For more information on the collaboration, or to get involved, please email [email protected]

 

 

 

 

Moonee Ponds Catchment Collaboration group Moonee Ponds Catchment Collaboration working group Group walking the Moonee Ponds Catchment

Living Links

Living Links is a large-scale environmental and social project involving Councils, Government agencies and community groups working together to create a web of green spaces in Melbourne’s south-east.

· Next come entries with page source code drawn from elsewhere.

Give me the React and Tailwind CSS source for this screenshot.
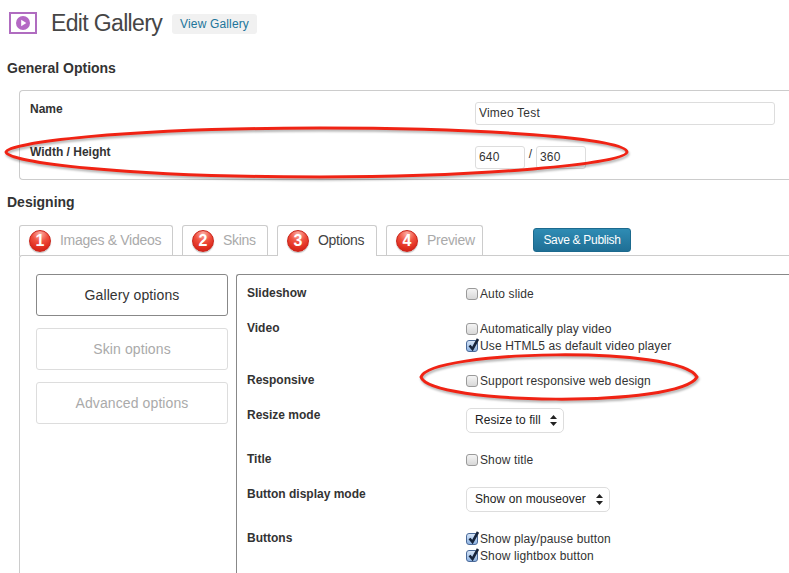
import React from 'react';

const tabs = [
    { n: 1, label: 'Images & Videos', width: 'w-[154px]' },
    { n: 2, label: 'Skins', width: 'w-[86px]' },
    { n: 3, label: 'Options', width: 'w-[100px]', active: true },
    { n: 4, label: 'Preview', width: 'w-[97px]' },
];

function Badge({ n }) {
    return (
        <span className="flex h-[22px] w-[22px] shrink-0 items-center justify-center rounded-full border border-[#c9241a] bg-[radial-gradient(circle_at_50%_15%,#fbb0a6_0%,#f0503f_40%,#dd2a1c_75%,#c8201a_100%)] text-[16px] font-bold text-white shadow-[0_1px_1px_rgba(0,0,0,0.25)]">
            {n}
        </span>
    );
}

function Checkbox({ checked, label }) {
    return (
        <div className="flex h-[17px] items-center text-xs tracking-[0.12px] text-[#333]">
            <span className="relative mr-[2px] h-[12px] w-[12px] shrink-0 rounded-[3px] border border-[#9a9a9a] bg-gradient-to-b from-[#f4f4f4] to-[#d8d8d8] data-[on=true]:border-[#4a6a9a] data-[on=true]:from-[#d5e4f7] data-[on=true]:to-[#8fb4e2]" data-on={checked ? 'true' : 'false'}>
                {checked && (
                    <svg className="absolute -top-[4px] left-0 h-[14px] w-[13px]" viewBox="0 0 13 14">
                        <path d="M2.5 8.5 L5.5 12 L11 2" fill="none" stroke="#16243c" strokeWidth="2.6" />
                    </svg>
                )}
            </span>
            {label}
        </div>
    );
}

function Select({ label, width }) {
    return (
        <div className={`flex h-[25px] items-center justify-between rounded-[5px] border border-[#ddd] pb-px pl-[8px] pr-[6px] text-xs tracking-[0.08px] text-[#222] ${width}`}>
            {label}
            <svg className="h-[11px] w-[7px]" viewBox="0 0 7 11">
                <path d="M3.5 0 L7 4 H0 Z M3.5 11 L0 7 H7 Z" fill="#222" />
            </svg>
        </div>
    );
}

function Row({ label, tall, children }) {
    return (
        <div className={`flex ${tall ? 'h-[27px]' : ''}`}>
            <div className="h-[14px] w-[219px] shrink-0 pt-px text-xs leading-[14px] font-bold text-[#333]">{label}</div>
            <div className={tall ? 'pt-px' : 'pb-px'}>{children}</div>
        </div>
    );
}

function App() {
    return (
        <div className="relative h-[573px] w-[789px] overflow-hidden bg-white font-['Liberation_Sans',Arial,sans-serif]">
            {/* Page title */}
            <div className="flex h-[46px] items-center pl-[9px]">
                <span className="flex h-[22px] w-[28px] items-center justify-center border-[2px] border-[#b06cc0]">
                    <svg className="h-[14px] w-[14px]" viewBox="0 0 14 14">
                        <circle cx="7" cy="7" r="7" fill="#b468c4" />
                        <path d="M5.2 3.8 L10.3 7 L5.2 10.2 Z" fill="#fff" />
                    </svg>
                </span>
                <h1 className="ml-[14px] text-[23px] tracking-[-0.65px] text-[#464646]">Edit Gallery</h1>
                <span className="ml-[10px] mt-[2px] flex h-[20px] items-center rounded-[3px] bg-[#f1f1f1] px-[8px] text-xs tracking-[0.15px] text-[#21759b]">View Gallery</span>
            </div>

            <h2 className="ml-[7px] mt-[14px] h-[16px] text-sm leading-[16px] font-bold text-[#333]">General Options</h2>

            <div className="ml-[19px] mt-[14px] h-[90px] rounded-l-[4px] border-y border-l border-[#ccc] pl-[10px]">
                <div className="flex pt-[11px]">
                    <div className="h-[14px] w-[445px] text-xs leading-[14px] font-bold text-[#333]">Name</div>
                    <input readOnly value="Vimeo Test" className="h-[23px] w-[300px] rounded-[3px] border border-[#ddd] px-[3px] pb-[2px] text-xs tracking-[0.2px] text-[#333]" />
                </div>
                <div className="flex pt-[20px]">
                    <div className="h-[14px] w-[445px] text-xs leading-[14px] font-bold text-[#333]">Width / Height</div>
                    <div className="mt-px flex h-[23px] text-xs tracking-[0.2px] text-[#333]">
                        <input readOnly value="640" className="w-[50px] rounded-[3px] border border-[#ddd] px-[3px] pb-[2px]" />
                        <span className="w-[11px] text-center">/</span>
                        <input readOnly value="360" className="w-[50px] rounded-[3px] border border-[#ddd] px-[3px] pb-[2px]" />
                    </div>
                </div>
            </div>

            <h2 className="ml-[7px] mt-[14px] h-[16px] text-sm leading-[16px] font-bold text-[#333]">Designing</h2>

            {/* Tabs */}
            <div className="ml-[19px] mt-[15px] flex h-[31px] items-start">
                {tabs.map((tab) => (
                    <div
                        key={tab.n}
                        className={`mr-[9px] flex h-[31px] items-center rounded-t-[3px] border-x border-t border-[#ccc] pl-[9px] text-sm ${tab.width} ${tab.active ? 'relative z-10 bg-white text-[#444]' : 'text-[#aaa]'}`}
                    >
                        <Badge n={tab.n} />
                        <span className="-mt-[2px] ml-[9px] tracking-[-0.3px]">{tab.label}</span>
                    </div>
                ))}
                <button className="ml-[41px] mt-[3px] h-[24px] w-[98px] rounded-[3px] border border-[#1c6a8e] bg-gradient-to-b from-[#2f8cb4] to-[#1f6f95] text-xs font-medium tracking-[-0.3px] text-white">
                    Save &amp; Publish
                </button>
            </div>

            {/* Tab content */}
            <div className="-mt-px ml-[19px] flex h-[400px] rounded-tl-[3px] border-l border-t border-[#ccc] pl-[16px] pt-[18px]">
                <div className="flex w-[192px] shrink-0 flex-col gap-[12px] tracking-[0.1px]">
                    <div className="flex h-[42px] items-center justify-center rounded-[3px] border border-[#888] text-sm text-[#333]">Gallery options</div>
                    <div className="flex h-[42px] items-center justify-center rounded-[3px] border border-[#ddd] text-sm text-[#aaa]">Skin options</div>
                    <div className="flex h-[42px] items-center justify-center rounded-[3px] border border-[#ddd] text-sm text-[#aaa]">Advanced options</div>
                </div>
                <div className="ml-[8px] flex flex-1 flex-col gap-[17px] rounded-tl-[3px] border-l border-t border-[#888] pl-[10px] pt-[10px]">
                    <Row label="Slideshow">
                        <Checkbox label="Auto slide" />
                    </Row>
                    <Row label="Video">
                        <Checkbox label="Automatically play video" />
                        <Checkbox checked label="Use HTML5 as default video player" />
                    </Row>
                    <Row label="Responsive">
                        <Checkbox label="Support responsive web design" />
                    </Row>
                    <Row label="Resize mode" tall>
                        <Select label="Resize to fill" width="w-[98px]" />
                    </Row>
                    <Row label="Title">
                        <Checkbox label="Show title" />
                    </Row>
                    <Row label="Button display mode" tall>
                        <Select label="Show on mouseover" width="w-[144px]" />
                    </Row>
                    <Row label="Buttons">
                        <Checkbox checked label="Show play/pause button" />
                        <Checkbox checked label="Show lightbox button" />
                    </Row>
                </div>
            </div>

            {/* Red marker annotations */}
            <svg className="pointer-events-none absolute inset-0 z-20 h-[573px] w-[789px] drop-shadow-[1px_2px_1px_rgba(0,0,0,0.3)]" viewBox="0 0 789 573">
                <path d="M6 152 C8 143 120 128 320 128 C480 128 626 138 627 152 C626 164 480 177 320 177 C120 177 8 162 6 152 Z" fill="none" stroke="#f02314" strokeWidth="3" />
                <path d="M421 377 C430 350 680 345 697 377 C680 408 430 405 421 377 Z" fill="none" stroke="#f02314" strokeWidth="3" strokeLinejoin="round" />
            </svg>
        </div>
    );
}

export default App;
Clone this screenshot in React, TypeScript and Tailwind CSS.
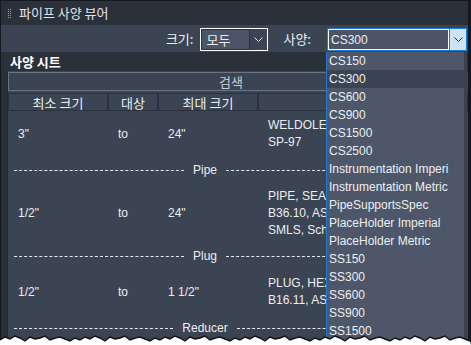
import React from "react";

const SPECS = [
  "CS150",
  "CS300",
  "CS600",
  "CS900",
  "CS1500",
  "CS2500",
  "Instrumentation Imperi",
  "Instrumentation Metric",
  "PipeSupportsSpec",
  "PlaceHolder Imperial",
  "PlaceHolder Metric",
  "SS150",
  "SS300",
  "SS600",
  "SS900",
  "SS1500",
];

const KO = "font-['Noto_Sans_CJK_KR',sans-serif]";

function Chevron({ dark }: { dark?: boolean }) {
  return (
    <svg width={9} height={5} viewBox="0 0 9 5" fill="none" aria-hidden>
      <path d="M0.5 0.5L4.5 4.5L8.5 0.5" stroke={dark ? "#2b2f36" : "#e5e7eb"} strokeWidth={1} />
    </svg>
  );
}

function Grip() {
  return (
    <div className="grid grid-cols-2 gap-[1px]">
      {Array.from({ length: 10 }).map((_, i) => (
        <span key={i} className="h-[1px] w-[1px] bg-[#9aa1ab]" />
      ))}
    </div>
  );
}

// torn-paper edge of the screenshot
function TornEdge() {
  const pts: string[] = [];
  const ys = [4, 1, 3, 0, 2, 5, 1, 3, 2, 0, 4, 2, 1, 3, 5, 2];
  for (let x = 0, i = 0; x <= 474; x += 5, i++) pts.push(`${x},${ys[i % ys.length] + 1}`);
  const line = pts.join(" ");
  return (
    <svg
      width={471}
      height={10}
      viewBox="0 0 471 10"
      className="pointer-events-none absolute bottom-0 left-0"
      aria-hidden
    >
      <polygon points={`${line} 471,10 0,10`} fill="#ffffff" />
      <polyline points={line} fill="none" stroke="#111" strokeWidth={1.4} />
    </svg>
  );
}

function Separator({ label, h }: { label: string; h: string }) {
  return (
    <div className={`flex w-[388px] items-center gap-[6px] pl-[6px] ${h}`}>
      <div className="flex-1 border-t border-dashed border-[#e8eaed]" />
      <span className="px-[3px]">{label}</span>
      <div className="flex-1 border-t border-dashed border-[#e8eaed]" />
    </div>
  );
}

function Row({
  min,
  max,
  desc,
  h,
}: {
  min: string;
  max: string;
  desc: string[];
  h: string;
}) {
  return (
    <div className={`grid grid-cols-[100px_50px_100px_68px] items-center ${h}`}>
      <span className="pl-[10px]">{min}</span>
      <span className="pl-[10px]">to</span>
      <span className="pl-[10px]">{max}</span>
      <div className="overflow-hidden whitespace-nowrap pl-[10px] leading-[17px]">
        {desc.map((d) => (
          <div key={d}>{d}</div>
        ))}
      </div>
    </div>
  );
}

export default function App() {
  return (
    <div className="relative h-[345px] w-[471px] overflow-hidden bg-[#15181d] pl-[1px] pr-[3px] pt-[1px] font-['Liberation_Sans',sans-serif] text-[12px] text-[#eceef1]">
      <div className="flex h-full flex-col bg-[#2b313b]">
        {/* title bar */}
        <div className="flex h-[24px] shrink-0 items-center gap-[8px] pl-[7px]">
          <Grip />
          <span className={`${KO} text-[13px] text-[#e2e5e9]`}>파이프 사양 뷰어</span>
        </div>

        {/* filter bar */}
        <div className={`flex h-[27px] shrink-0 items-start justify-end bg-[#3b4453] pr-[1px] pt-[3px] ${KO} text-[13px]`}>
          <span className="mr-[7px] mt-[1px]">크기:</span>
          <div className="flex h-[23px] w-[68px] border border-white">
            <div className="flex w-[49px] items-center border border-[#2b313b] bg-[#4b5567] pl-[4px]">모두</div>
            <div className="flex flex-1 items-center justify-center">
              <Chevron />
            </div>
          </div>
          <span className="ml-[15px] mr-[16px] mt-[1px]">사양:</span>
          <div className="flex h-[23px] w-[140px] border border-[#1f7ad4]">
            <div className="flex w-[121px] items-center border border-white bg-[#4b5567] pl-[2px] font-['Liberation_Sans',sans-serif] text-[12px]">
              CS300
            </div>
            <div className="flex flex-1 items-center justify-center border-l border-[#1f7ad4] bg-[#cce4f7]">
              <Chevron dark />
            </div>
          </div>
        </div>

        {/* section title */}
        <div className={`flex h-[19px] shrink-0 items-center pl-[9px] ${KO} text-[13px] font-bold text-white`}>
          사양 시트
        </div>

        {/* sheet panel */}
        <div className="ml-[6px] flex flex-1 flex-col border-l border-[#262b33] bg-[#3b4453] pt-[1px]">
          <div className={`mr-[8px] flex h-[19px] items-center justify-center border border-[#6c7482] pr-[6px] ${KO} text-[13px] text-[#c9cdd3]`}>
            검색
          </div>
          <div className={`mt-[2px] grid h-[18px] grid-cols-[100px_50px_100px_1fr] ${KO} text-[13px]`}>
            {["최소 크기", "대상", "최대 크기", ""].map((c, i) => (
              <div key={i} className="flex items-center justify-center border border-[#2b313b] leading-none">
                {c}
              </div>
            ))}
          </div>
          <Row min={'3"'} max={'24"'} desc={["WELDOLET, A105", "SP-97"]} h="h-[45px]" />
          <Separator label="Pipe" h="h-[28px]" />
          <Row
            min={'1/2"'}
            max={'24"'}
            desc={["PIPE, SEAMLESS", "B36.10, ASTM A106", "SMLS, Sch 40"]}
            h="h-[58px]"
          />
          <Separator label="Plug" h="h-[28px]" />
          <Row min={'1/2"'} max={'1 1/2"'} desc={["PLUG, HEX HEAD", "B16.11, ASTM A105"]} h="h-[44px]" />
          <Separator label="Reducer" h="h-[28px]" />
        </div>
      </div>

      {/* open spec list */}
      <div className="absolute left-[326px] top-[52px] flex h-[290px] w-[141px] flex-col border-l border-[#1f7ad4] border-r-[3px] border-r-[#3a414c] bg-[#4d5769] text-[12px]">
        {SPECS.map((s) => (
          <div
            key={s}
            className={`flex h-[18px] shrink-0 items-center whitespace-nowrap pl-[2px] ${s === "CS300" ? "bg-[#3b4453]" : ""}`}
          >
            {s}
          </div>
        ))}
      </div>

      <TornEdge />
    </div>
  );
}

Melbourne Water is partnering with Living Links to improve the connections between the many parks, reserves, open spaces, coasts, beaches, pathways, rivers, creeks and wetlands to make this area a world-class urban ecosystem.

 

Greening the West

Greening the West is a regional initiative that's about enriching the communities in Melbourne's west through the development of green spaces. Melbourne Water supports Greening the West in a broad range of activities that contribute to urban greening by utilising the land and waterway management and integrated water solutions. The Greening the West initiative helps Melbourne water achieve its vision of 'enriching life and liveability' leading to desirable urban spaces and environments and healthy waterways and bays.